*DATASET CONTENT*:
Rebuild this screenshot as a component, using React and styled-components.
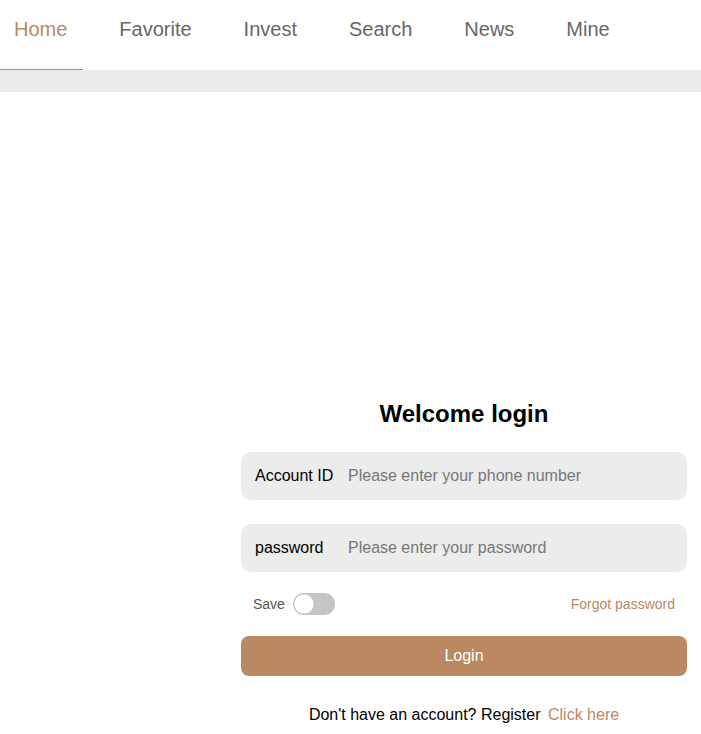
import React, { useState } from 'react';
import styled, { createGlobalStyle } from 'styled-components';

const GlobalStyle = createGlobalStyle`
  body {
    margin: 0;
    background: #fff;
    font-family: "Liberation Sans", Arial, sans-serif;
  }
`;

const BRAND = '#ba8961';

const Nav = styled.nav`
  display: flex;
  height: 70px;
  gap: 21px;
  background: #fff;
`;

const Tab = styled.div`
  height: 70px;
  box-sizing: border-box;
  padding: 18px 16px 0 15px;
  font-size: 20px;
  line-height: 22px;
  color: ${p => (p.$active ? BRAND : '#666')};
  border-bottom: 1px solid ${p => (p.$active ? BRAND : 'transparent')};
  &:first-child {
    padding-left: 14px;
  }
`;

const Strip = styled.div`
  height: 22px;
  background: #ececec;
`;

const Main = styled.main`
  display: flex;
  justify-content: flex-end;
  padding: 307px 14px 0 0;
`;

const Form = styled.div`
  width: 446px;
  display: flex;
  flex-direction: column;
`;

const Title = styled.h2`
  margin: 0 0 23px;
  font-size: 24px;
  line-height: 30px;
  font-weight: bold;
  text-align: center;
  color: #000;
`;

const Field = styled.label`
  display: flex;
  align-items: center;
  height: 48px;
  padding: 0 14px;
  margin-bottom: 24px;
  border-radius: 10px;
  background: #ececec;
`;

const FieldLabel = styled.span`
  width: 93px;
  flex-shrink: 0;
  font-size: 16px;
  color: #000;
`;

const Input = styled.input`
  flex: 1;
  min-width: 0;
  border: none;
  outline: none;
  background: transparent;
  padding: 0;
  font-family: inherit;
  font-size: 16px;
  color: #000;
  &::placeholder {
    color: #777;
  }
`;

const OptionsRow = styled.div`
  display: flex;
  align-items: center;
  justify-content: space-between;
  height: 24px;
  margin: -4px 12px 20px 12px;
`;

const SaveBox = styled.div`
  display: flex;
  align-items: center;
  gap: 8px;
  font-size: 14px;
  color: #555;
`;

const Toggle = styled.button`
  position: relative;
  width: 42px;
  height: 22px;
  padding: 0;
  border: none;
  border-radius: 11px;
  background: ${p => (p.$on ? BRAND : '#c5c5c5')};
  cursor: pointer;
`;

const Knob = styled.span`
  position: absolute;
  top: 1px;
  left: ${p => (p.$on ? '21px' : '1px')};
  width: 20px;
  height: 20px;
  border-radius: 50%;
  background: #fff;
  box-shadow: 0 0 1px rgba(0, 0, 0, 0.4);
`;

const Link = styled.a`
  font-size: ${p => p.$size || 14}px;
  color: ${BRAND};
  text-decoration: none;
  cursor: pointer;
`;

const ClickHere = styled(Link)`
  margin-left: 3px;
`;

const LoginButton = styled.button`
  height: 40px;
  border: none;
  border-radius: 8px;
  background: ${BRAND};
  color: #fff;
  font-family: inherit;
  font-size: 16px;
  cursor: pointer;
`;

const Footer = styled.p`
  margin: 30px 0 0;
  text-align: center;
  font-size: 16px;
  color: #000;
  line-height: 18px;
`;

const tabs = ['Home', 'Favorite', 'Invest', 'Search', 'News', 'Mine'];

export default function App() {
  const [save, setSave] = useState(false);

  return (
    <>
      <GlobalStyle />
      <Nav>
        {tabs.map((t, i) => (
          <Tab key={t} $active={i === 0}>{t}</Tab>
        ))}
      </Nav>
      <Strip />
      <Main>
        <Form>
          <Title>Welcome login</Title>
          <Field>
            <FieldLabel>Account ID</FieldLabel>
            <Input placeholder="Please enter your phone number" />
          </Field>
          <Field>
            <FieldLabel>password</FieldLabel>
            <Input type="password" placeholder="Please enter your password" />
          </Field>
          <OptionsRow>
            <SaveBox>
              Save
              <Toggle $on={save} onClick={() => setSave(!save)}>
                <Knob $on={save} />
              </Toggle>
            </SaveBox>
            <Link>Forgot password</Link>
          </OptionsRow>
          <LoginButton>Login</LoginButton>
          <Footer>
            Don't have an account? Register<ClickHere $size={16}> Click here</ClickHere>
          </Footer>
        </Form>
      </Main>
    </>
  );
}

*WRITTEN EXERCISE*: The lines from the top of the data above through the one holding "const BRAND = '#ba8961';" are to be repeated exactly, and only those, with no pictures.

*RESULT*:
Rebuild this screenshot as a component, using React and styled-components.
import React, { useState } from 'react';
import styled, { createGlobalStyle } from 'styled-components';

const GlobalStyle = createGlobalStyle`
  body {
    margin: 0;
    background: #fff;
    font-family: "Liberation Sans", Arial, sans-serif;
  }
`;

const BRAND = '#ba8961';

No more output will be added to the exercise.